In 2026, the financial management of Brazilian retail begins operating in a scenario of greater complexity and digital maturity. Technologies once considered differentiators—such as integrated digital payments and artificial intelligence—become part of the operational routine, while the transition of the Tax Reform starts to generate practical effects on prices, contracts, and cash flow. In this context, financial efficiency and control become central factors of competitiveness.
“Retail enters 2026 pressured by tighter margins and greater control requirements. Technology ceases to be a support and becomes a structural part of financial management,” comments Reginaldo Stocco, CEO of vhsys, a technology company specializing in online business management solutions.
Digital payments, already widely adopted, enter 2026 in a phase of operational consolidation. Pix, contactless payments (NFC), and digital wallets come to concentrate the majority of transactions in both physical and online retail, requiring merchants to have full integration with financial management systems. The centralization of receivables, automatic reconciliations, and fee control becomes essential to preserve margins and avoid losses in transaction volume.
Artificial intelligence (AI), in turn, ceases to be applied only analytically and begins to support everyday financial decisions. In 2026, AI-based tools are used to forecast demand with greater accuracy, adjust inventory levels, support pricing policies, and identify financial deviations in real time. “The practical use of AI helps reduce waste, improve margins, and provide greater cash flow predictability, in addition to supporting fraud prevention,” highlights Reginaldo.
With the advancement of the Tax Reform, 2026 marks the beginning of the practical adaptation period to the new rules, with direct impacts on financial management. The coexistence of different tax models and the need for simulations, price adjustments, and review of fiscal processes require more prepared management systems. ERPs and automated solutions become fundamental to reducing errors, ensuring compliance, and providing visibility into the effects of taxation on business results.

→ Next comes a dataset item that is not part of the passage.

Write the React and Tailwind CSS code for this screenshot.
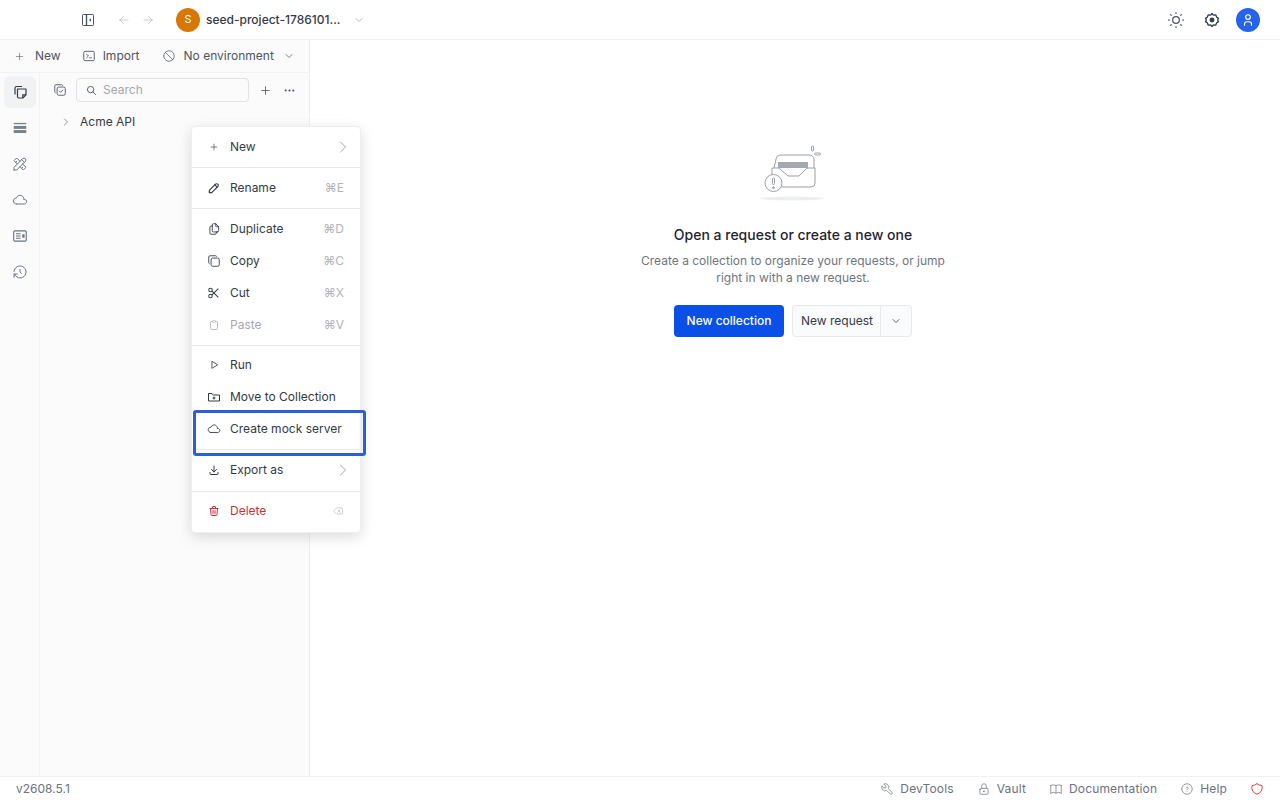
import React from 'react';
import {
  TbArrowLeft, TbArrowRight, TbBackspace, TbBan, TbBook, TbChevronDown, TbChevronRight, TbClipboard,
  TbCloud, TbCopy, TbCopyCheck, TbDots, TbDownload, TbHelpCircle, TbHistory, TbLock,
  TbPencil, TbPlayerPlay, TbPlus, TbScissors, TbSearch, TbShield, TbSun, TbTerminal2,
  TbTool, TbTools, TbTrash, TbUser, TbFiles,
} from 'react-icons/tb';

const FolderIcon = ({ className }) => (
  <svg className={className} viewBox="0 0 14 14" fill="none" stroke="currentColor" strokeWidth="1">
    <path d="M1.5 3.5h3.5l1.2 1.5h6.3v6h-11z" />
    <path d="M7 6.5v3M5.5 8h3" />
  </svg>
);

const BarsIcon = ({ className }) => (
  <svg className={className} viewBox="0 0 14 14" fill="#7b8089">
    <rect x="1.5" y="2.5" width="11" height="1.2" />
    <rect x="1.5" y="5.2" width="11" height="2.6" />
    <rect x="1.5" y="8.8" width="11" height="2.6" />
  </svg>
);

const CardIcon = ({ className }) => (
  <svg className={className} viewBox="0 0 14 14" fill="none" stroke="currentColor" strokeWidth="1">
    <rect x="1.5" y="2.5" width="11" height="9" rx="1" />
    <path d="M3.5 5h4M3.5 7h4M3.5 9h4" />
    <rect x="9" y="5.5" width="2" height="3" fill="currentColor" stroke="none" />
  </svg>
);

const CollectionsIcon = ({ className }) => (
  <svg className={className} viewBox="0 0 16 16" fill="none" stroke="currentColor" strokeWidth="1.2">
    <path d="M3 10.5V4.2A1.7 1.7 0 0 1 4.7 2.5H10" />
    <path d="M5.5 5h8.5v5.8L10.8 14H7a1.5 1.5 0 0 1-1.5-1.5z" strokeLinejoin="round" />
    <path d="M10.8 14v-3.2H14" />
  </svg>
);

const GearIcon = ({ className }) => (
  <svg className={className} viewBox="0 0 16 16" fill="none" stroke="currentColor" strokeWidth="1.2">
    <path d="M8 2.2l1.2 1.5 2.1-.3.8 2 1.7 1.1-.8 1.5.8 1.5-1.7 1.1-.8 2-2.1-.3L8 13.8l-1.2-1.5-2.1.3-.8-2-1.7-1.1.8-1.5-.8-1.5 1.7-1.1.8-2 2.1.3z" strokeLinejoin="round" />
    <circle cx="8" cy="8" r="2.2" fill="currentColor" stroke="none" />
  </svg>
);

const SidebarToggle = ({ className }) => (
  <svg className={className} viewBox="0 0 12 12" fill="none" stroke="#4b5563" strokeWidth="1">
    <rect x=".5" y=".5" width="11" height="11" rx=".8" />
    <path d="M4.5 .5v11" strokeWidth="1.4" />
    <path d="M9 4.2v3.6L7 6z" fill="#4b5563" stroke="none" />
  </svg>
);

const iconSizes = { sm: 'h-[10px] w-[10px]', md: 'h-3 w-3', lg: 'h-[14px] w-[14px]' };

function MenuRow({ icon: Icon, label, shortcut, arrow, disabled, danger, size = 'lg', strokeWidth = 1.5 }) {
  const color = danger ? 'text-[#c9303e]' : disabled ? 'text-[#a3a7af]' : 'text-[#343a46]';
  return (
    <div className={`flex h-8 items-center pl-[15px] pr-4 text-[12px] ${color}`}>
      <span className="mr-[9px] flex h-[14px] w-[14px] shrink-0 items-center justify-center">
        <Icon className={iconSizes[size]} strokeWidth={strokeWidth} />
      </span>
      <span className="whitespace-nowrap">{label}</span>
      {shortcut && <span className="ml-auto text-[12px] text-[#b0b4bb]">{shortcut}</span>}
      {arrow && <TbChevronRight className="ml-auto -mr-[9px] h-5 w-5 text-[#8f949c]" strokeWidth={1} />}
    </div>
  );
}

function RailIcon({ icon: Icon, active }) {
  return (
    <div className={`flex h-8 w-8 items-center justify-center rounded-md ${active ? 'bg-[#f1f2f4] text-[#343a46]' : 'text-[#6b7280]'}`}>
      <Icon className="h-4 w-4" strokeWidth={1.5} />
    </div>
  );
}

function FooterLink({ icon: Icon, label }) {
  return (
    <div className="flex items-center gap-[6px] text-[12px] tracking-[0.15px] text-[#6b7280]">
      <Icon className="h-[14px] w-[14px]" strokeWidth={1.25} />
      <span>{label}</span>
    </div>
  );
}

function EmptyBox() {
  return (
    <svg className="mr-[2px]" width="64" height="57" viewBox="0 0 64 57" fill="none" stroke="#9a9fa9" strokeWidth="1">
      <ellipse cx="32" cy="53.5" rx="32" ry="2" fill="#eceef0" stroke="none" />
      <path d="M14 23l2-9a4.5 4.5 0 0 1 4-4h29a4.5 4.5 0 0 1 5 4v9" />
      <rect x="18" y="17" width="30" height="6" fill="#a4a8b1" stroke="none" />
      <path d="M12 30v-7h7l9 8h11l8-8h8v15a4 4 0 0 1-4 4H21" fill="#fff" />
      <circle cx="13.5" cy="38" r="8.5" fill="#fff" />
      <rect x="12.5" y="33" width="2" height="6.5" rx="1" />
      <circle cx="13.5" cy="42.7" r=".9" fill="#9a9fa9" />
      <rect x="51.5" y="1" width="2" height="5" rx="1" />
      <rect x="54.5" y="8" width="6" height="2" rx="1" />
    </svg>
  );
}

export default function App() {
  return (
    <div className="relative flex h-[800px] w-[1280px] flex-col overflow-hidden bg-white font-['Inter',sans-serif]">
      {/* top bar */}
      <div className="flex h-10 shrink-0 items-center border-b border-[#eff0f2] pl-[82px] pr-[20px]">
        <SidebarToggle className="h-3 w-3" />
        <TbArrowLeft className="ml-[23px] h-[14px] w-[14px] text-[#b4b8bf]" strokeWidth={1.25} />
        <TbArrowRight className="ml-[10px] h-[14px] w-[14px] text-[#b4b8bf]" strokeWidth={1.25} />
        <div className="ml-[21px] flex h-6 w-6 items-center justify-center rounded-full bg-[#d97706] text-[11px] text-white">S</div>
        <span className="ml-[6px] text-[12px] font-medium text-[#343a46]">seed-project-1786101...</span>
        <TbChevronDown className="ml-[13px] h-3 w-3 text-[#9ca3af]" strokeWidth={1.5} />
        <div className="ml-auto flex items-center">
          <TbSun className="h-5 w-5 text-[#4b5563]" strokeWidth={1.5} />
          <GearIcon className="ml-[17px] h-[18px] w-[18px] text-[#374151]" />
          <div className="ml-[15px] flex h-6 w-6 items-center justify-center rounded-full bg-[#2563eb] text-white">
            <TbUser className="h-[14px] w-[14px]" strokeWidth={2} />
          </div>
        </div>
      </div>

      <div className="flex min-h-0 flex-1">
        {/* sidebar */}
        <div className="flex w-[310px] shrink-0 flex-col border-r border-[#eff0f2] bg-[#fbfbfc]">
          <div className="flex h-[32px] shrink-0 items-center pl-[14px] text-[12px] text-[#4b5563]">
            <TbPlus className="h-[11px] w-[11px] text-[#6b7280]" strokeWidth={1.5} />
            <span className="ml-[10px]">New</span>
            <TbTerminal2 className="ml-[21px] h-[14px] w-[14px]" strokeWidth={1.5} />
            <span className="ml-[7px]">Import</span>
            <TbBan className="ml-[22px] h-[14px] w-[14px]" strokeWidth={1.25} />
            <span className="ml-[8px]">No environment</span>
            <TbChevronDown className="ml-[9px] h-3 w-3" strokeWidth={1.5} />
          </div>
          <div className="flex min-h-0 flex-1 border-t border-[#f2f3f5]">
            <div className="flex w-10 shrink-0 flex-col items-center gap-1 border-r border-[#f2f3f5] pt-[3px]">
              <RailIcon icon={CollectionsIcon} active />
              <RailIcon icon={BarsIcon} />
              <RailIcon icon={TbTools} />
              <RailIcon icon={TbCloud} />
              <RailIcon icon={CardIcon} />
              <RailIcon icon={TbHistory} />
            </div>
            <div className="flex-1">
              <div className="flex items-center pl-[13px] pt-[5px]">
                <TbCopyCheck className="h-[14px] w-[14px] text-[#4b5563]" strokeWidth={1.5} />
                <div className="ml-[9px] flex h-6 w-[173px] items-center rounded-[4px] border border-[#dfe1e5] pl-[9px] text-[12px] text-[#a3a7af]">
                  <TbSearch className="h-[11px] w-[11px] text-[#4b5563]" strokeWidth={2} />
                  <span className="ml-[6px]">Search</span>
                </div>
                <TbPlus className="ml-[10px] h-[13px] w-[13px] text-[#4b5563]" strokeWidth={1.5} />
                <TbDots className="ml-[11px] h-[13px] w-[13px] text-[#4b5563]" strokeWidth={2} />
              </div>
              <div className="flex items-center pl-[20px] pt-[11px] text-[12px] text-[#343a46]">
                <TbChevronRight className="h-3 w-3 text-[#6b7280]" strokeWidth={1.5} />
                <span className="ml-2">Acme API</span>
              </div>
            </div>
          </div>
        </div>

        {/* empty state */}
        <div className="flex flex-1 flex-col items-center pr-1 pt-[105px]">
          <EmptyBox />
          <h2 className="mt-[22px] text-[14px] font-medium text-[#1f2430]">Open a request or create a new one</h2>
          <p className="mt-[7px] w-[320px] text-center text-[12px] leading-[17px] text-[#6f7580]">
            Create a collection to organize your requests, or jump right in with a new request.
          </p>
          <div className="mt-[19px] flex items-center gap-2">
            <button className="h-8 w-[110px] rounded-[4px] bg-[#0a50e8] text-[12px] font-medium text-white">New collection</button>
            <div className="flex h-8 w-[120px] items-center rounded-[4px] border border-[#e7e9ec] bg-[#fafbfc] text-[12px] text-[#343a46]">
              <span className="flex-1 pl-2">New request</span>
              <span className="flex h-full w-[31px] items-center justify-center border-l border-[#e7e9ec]">
                <TbChevronDown className="h-3 w-3" strokeWidth={1.5} />
              </span>
            </div>
          </div>
        </div>
      </div>

      {/* status bar */}
      <div className="flex h-6 shrink-0 items-center border-t border-[#eff0f2] pl-4 pr-[16px] text-[12px] text-[#6b7280]">
        <span>v2608.5.1</span>
        <div className="ml-auto flex items-center gap-[23px]">
          <FooterLink icon={TbTool} label="DevTools" />
          <FooterLink icon={TbLock} label="Vault" />
          <FooterLink icon={TbBook} label="Documentation" />
          <FooterLink icon={TbHelpCircle} label="Help" />
          <TbShield className="h-[14px] w-[14px] text-[#dc2626]" strokeWidth={1.5} />
        </div>
      </div>

      {/* context menu */}
      <div className="absolute left-[191px] top-[126px] w-[170px] rounded-[4px] border border-[#eceef0] bg-white shadow-[0_4px_14px_rgba(0,0,0,0.14)]">
        <div className="border-b border-[#e8e9ec] pb-1 pt-[4px]">
          <MenuRow icon={TbPlus} label="New" arrow size="sm" />
        </div>
        <div className="border-b border-[#e8e9ec] py-1">
          <MenuRow icon={TbPencil} label="Rename" shortcut="⌘E" strokeWidth={2} />
        </div>
        <div className="border-b border-[#e8e9ec] py-1">
          <MenuRow icon={TbFiles} label="Duplicate" shortcut="⌘D" />
          <MenuRow icon={TbCopy} label="Copy" shortcut="⌘C" />
          <MenuRow icon={TbScissors} label="Cut" shortcut="⌘X" strokeWidth={1.75} />
          <MenuRow icon={TbClipboard} label="Paste" shortcut="⌘V" disabled size="md" />
        </div>
        <div className="border-b border-[#e8e9ec] pb-1 pt-[3px]">
          <MenuRow icon={TbPlayerPlay} label="Run" size="sm" strokeWidth={2} />
          <MenuRow icon={FolderIcon} label="Move to Collection" />
          <MenuRow icon={TbCloud} label="Create mock server" />
        </div>
        <div className="border-b border-[#e8e9ec] pb-[5px] pt-1">
          <MenuRow icon={TbDownload} label="Export as" arrow size="md" strokeWidth={2} />
        </div>
        <div className="pb-[5px] pt-[3px]">
          <MenuRow icon={TbTrash} label="Delete" danger size="md" strokeWidth={2} shortcut={<TbBackspace className="h-3 w-3" strokeWidth={1.25} />} />
        </div>
      </div>

      {/* highlight box */}
      <div className="absolute left-[193px] top-[410px] h-[46px] w-[173px] rounded-[3px] border-[3px] border-[#2a5fd8]" />
    </div>
  );
}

The expansion of omnichannel retail continues to pressure financial management in 2026. The integration between online and offline sales requires stricter cash flow control, payment reconciliation, and resource allocation. Companies that cannot consolidate this information face difficulties in reacting quickly to changes in demand and operational costs.
Finally, consumer financial education gains relevance in an environment with multiple payment methods, digital credit, and instant installments. In 2026, retailers that offer more transparency, guidance, and financial control tools tend to strengthen customer relationships. “Helping consumers better understand their financial choices also contributes to reducing defaults and increasing loyalty,” concludes the CEO.